**WORK REQUIRED**
Can you transcribe every line exactly and leave the pictures behind?

◇ ◇ ◇ ◇ ◇ ◇ ◇

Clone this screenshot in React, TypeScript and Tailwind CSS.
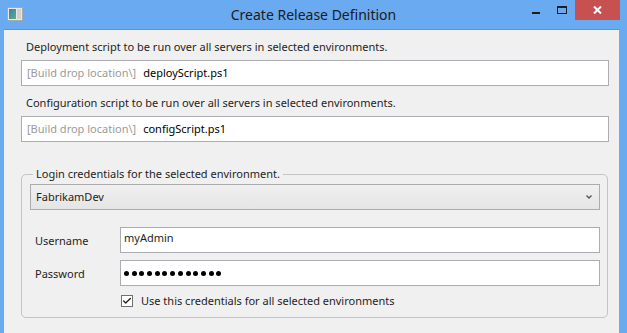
import { Check } from "lucide-react"

function WindowIcon() {
  return (
    <svg width="16" height="14" viewBox="0 0 16 14">
      <rect x="0.5" y="0.5" width="15" height="13" fill="#e8e8e8" stroke="#a9a9a9" />
      <rect x="2" y="2" width="7" height="10" fill="url(#g)" />
      <rect x="10" y="2" width="4" height="10" fill="#d0d0d0" />
      <defs>
        <linearGradient id="g" x1="0" y1="0" x2="1" y2="1">
          <stop offset="0" stopColor="#3b7fb0" />
          <stop offset="1" stopColor="#5fae7a" />
        </linearGradient>
      </defs>
    </svg>
  )
}

function ScriptField({ label, file }: { label: string; file: string }) {
  return (
    <div className="flex flex-col">
      <div className="h-[16px] pl-[5px] leading-[16px]">{label}</div>
      <div className="mt-[5px] flex h-[26px] items-center border border-[#abadb3] bg-white pl-[5px]">
        <span className="text-[#9a9a9a]">[Build drop location\]</span>
        <span className="ml-[7px] text-black">{file}</span>
      </div>
    </div>
  )
}

export default function App() {
  const dots = Array.from({ length: 13 })
  return (
    <div
      className="flex h-[333px] w-[627px] flex-col overflow-hidden bg-[#6aaaf0] text-[11px] text-[#1e1e1e]"
      style={{ fontFamily: '"Noto Sans", "Open Sans", sans-serif' }}
    >
      {/* title bar */}
      <div className="relative flex h-[29px] shrink-0 items-start">
        <div className="ml-[7px] mt-[7px]">
          <WindowIcon />
        </div>
        <div className="absolute left-0 right-0 top-[5px] text-center text-[14px] leading-[20px] text-[#1b1b1b]">
          Create Release Definition
        </div>
        <div className="ml-auto mr-[7px] flex items-start">
          <div className="flex h-[20px] w-[26px] justify-center pt-[12px]">
            <div className="h-[2px] w-[8px] bg-[#1e1e1e]" />
          </div>
          <div className="flex h-[20px] w-[26px] justify-center pt-[6px]">
            <div className="h-[8px] w-[10px] border border-t-2 border-[#1e1e1e]" />
          </div>
          <div className="flex h-[20px] w-[45px] items-center justify-center bg-[#c75050]">
            <svg width="9" height="8" viewBox="0 0 9 8">
              <path d="M1 0.5 L8 7.5 M8 0.5 L1 7.5" stroke="white" strokeWidth="2" />
            </svg>
          </div>
        </div>
      </div>

      {/* client area */}
      <div className="ml-[4px] mr-[8px] flex flex-1 flex-col border-t border-[#5b93d4] bg-[#f0f0f0] pl-[17px] pr-[10px] pt-[9px]">
        <ScriptField label="Deployment script to be run over all servers in selected environments." file="deployScript.ps1" />
        <div className="mt-[9px]">
          <ScriptField label="Configuration script to be run over all servers in selected environments." file="configScript.ps1" />
        </div>

        {/* group box */}
        <div className="relative mr-[1px] mt-[32px] h-[144px] rounded-[5px] border border-[#c4c4c4] pl-[8px] pr-[7px] pt-[9px]">
          <span className="absolute left-[11px] top-[-10px] bg-[#f0f0f0] px-[3px] leading-[18px]">
            Login credentials for the selected environment.
          </span>
          <div className="flex h-[26px] items-center border border-[#acacac] bg-gradient-to-b from-[#f0f0f0] to-[#e5e5e5] pl-[5px] pr-[7px]">
            <span>FabrikamDev</span>
            <svg width="6" height="4" viewBox="0 0 6 4" className="ml-auto">
              <path d="M0.5 0.5 L3 3 L5.5 0.5" stroke="#555" strokeWidth="1.4" fill="none" />
            </svg>
          </div>

          <div className="mt-[17px] flex items-center">
            <span className="w-[90px] pl-[5px] pt-[2px]">Username</span>
            <div className="flex h-[26px] flex-1 items-start border border-[#abadb3] bg-white pl-[3px] leading-[20px]">
              myAdmin
            </div>
          </div>
          <div className="mt-[7px] flex items-center">
            <span className="w-[90px] pl-[5px] pt-[2px]">Password</span>
            <div className="flex h-[26px] flex-1 items-center gap-[2.7px] border border-[#abadb3] bg-white pl-[3px]">
              {dots.map((_, i) => (
                <span key={i} className="h-[5px] w-[5px] rounded-full bg-black" />
              ))}
            </div>
          </div>
          <div className="mt-[8px] flex items-center pl-[91px]">
            <div className="flex h-[12px] w-[12px] items-center justify-center border border-[#707070] bg-white">
              <Check size={10} strokeWidth={3.2} className="text-[#222]" />
            </div>
            <span className="ml-[8px] leading-[14px]">Use this credentials for all selected environments</span>
          </div>
        </div>
      </div>
    </div>
  )
}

◇ ◇ ◇ ◇ ◇ ◇ ◇

**COMPLETE RESPONSE**
Clone this screenshot in React, TypeScript and Tailwind CSS.
import { Check } from "lucide-react"

function WindowIcon() {
  return (
    <svg width="16" height="14" viewBox="0 0 16 14">
      <rect x="0.5" y="0.5" width="15" height="13" fill="#e8e8e8" stroke="#a9a9a9" />
      <rect x="2" y="2" width="7" height="10" fill="url(#g)" />
      <rect x="10" y="2" width="4" height="10" fill="#d0d0d0" />
      <defs>
        <linearGradient id="g" x1="0" y1="0" x2="1" y2="1">
          <stop offset="0" stopColor="#3b7fb0" />
          <stop offset="1" stopColor="#5fae7a" />
        </linearGradient>
      </defs>
    </svg>
  )
}

function ScriptField({ label, file }: { label: string; file: string }) {
  return (
    <div className="flex flex-col">
      <div className="h-[16px] pl-[5px] leading-[16px]">{label}</div>
      <div className="mt-[5px] flex h-[26px] items-center border border-[#abadb3] bg-white pl-[5px]">
        <span className="text-[#9a9a9a]">[Build drop location\]</span>
        <span className="ml-[7px] text-black">{file}</span>
      </div>
    </div>
  )
}

export default function App() {
  const dots = Array.from({ length: 13 })
  return (
    <div
      className="flex h-[333px] w-[627px] flex-col overflow-hidden bg-[#6aaaf0] text-[11px] text-[#1e1e1e]"
      style={{ fontFamily: '"Noto Sans", "Open Sans", sans-serif' }}
    >
      {/* title bar */}
      <div className="relative flex h-[29px] shrink-0 items-start">
        <div className="ml-[7px] mt-[7px]">
          <WindowIcon />
        </div>
        <div className="absolute left-0 right-0 top-[5px] text-center text-[14px] leading-[20px] text-[#1b1b1b]">
          Create Release Definition
        </div>
        <div className="ml-auto mr-[7px] flex items-start">
          <div className="flex h-[20px] w-[26px] justify-center pt-[12px]">
            <div className="h-[2px] w-[8px] bg-[#1e1e1e]" />
          </div>
          <div className="flex h-[20px] w-[26px] justify-center pt-[6px]">
            <div className="h-[8px] w-[10px] border border-t-2 border-[#1e1e1e]" />
          </div>
          <div className="flex h-[20px] w-[45px] items-center justify-center bg-[#c75050]">
            <svg width="9" height="8" viewBox="0 0 9 8">
              <path d="M1 0.5 L8 7.5 M8 0.5 L1 7.5" stroke="white" strokeWidth="2" />
            </svg>
          </div>
        </div>
      </div>

      {/* client area */}
      <div className="ml-[4px] mr-[8px] flex flex-1 flex-col border-t border-[#5b93d4] bg-[#f0f0f0] pl-[17px] pr-[10px] pt-[9px]">
        <ScriptField label="Deployment script to be run over all servers in selected environments." file="deployScript.ps1" />
        <div className="mt-[9px]">
          <ScriptField label="Configuration script to be run over all servers in selected environments." file="configScript.ps1" />
        </div>

        {/* group box */}
        <div className="relative mr-[1px] mt-[32px] h-[144px] rounded-[5px] border border-[#c4c4c4] pl-[8px] pr-[7px] pt-[9px]">
          <span className="absolute left-[11px] top-[-10px] bg-[#f0f0f0] px-[3px] leading-[18px]">
            Login credentials for the selected environment.
          </span>
          <div className="flex h-[26px] items-center border border-[#acacac] bg-gradient-to-b from-[#f0f0f0] to-[#e5e5e5] pl-[5px] pr-[7px]">
            <span>FabrikamDev</span>
            <svg width="6" height="4" viewBox="0 0 6 4" className="ml-auto">
              <path d="M0.5 0.5 L3 3 L5.5 0.5" stroke="#555" strokeWidth="1.4" fill="none" />
            </svg>
          </div>

          <div className="mt-[17px] flex items-center">
            <span className="w-[90px] pl-[5px] pt-[2px]">Username</span>
            <div className="flex h-[26px] flex-1 items-start border border-[#abadb3] bg-white pl-[3px] leading-[20px]">
              myAdmin
            </div>
          </div>
          <div className="mt-[7px] flex items-center">
            <span className="w-[90px] pl-[5px] pt-[2px]">Password</span>
            <div className="flex h-[26px] flex-1 items-center gap-[2.7px] border border-[#abadb3] bg-white pl-[3px]">
              {dots.map((_, i) => (
                <span key={i} className="h-[5px] w-[5px] rounded-full bg-black" />
              ))}
            </div>
          </div>
          <div className="mt-[8px] flex items-center pl-[91px]">
            <div className="flex h-[12px] w-[12px] items-center justify-center border border-[#707070] bg-white">
              <Check size={10} strokeWidth={3.2} className="text-[#222]" />
            </div>
            <span className="ml-[8px] leading-[14px]">Use this credentials for all selected environments</span>
          </div>
        </div>
      </div>
    </div>
  )
}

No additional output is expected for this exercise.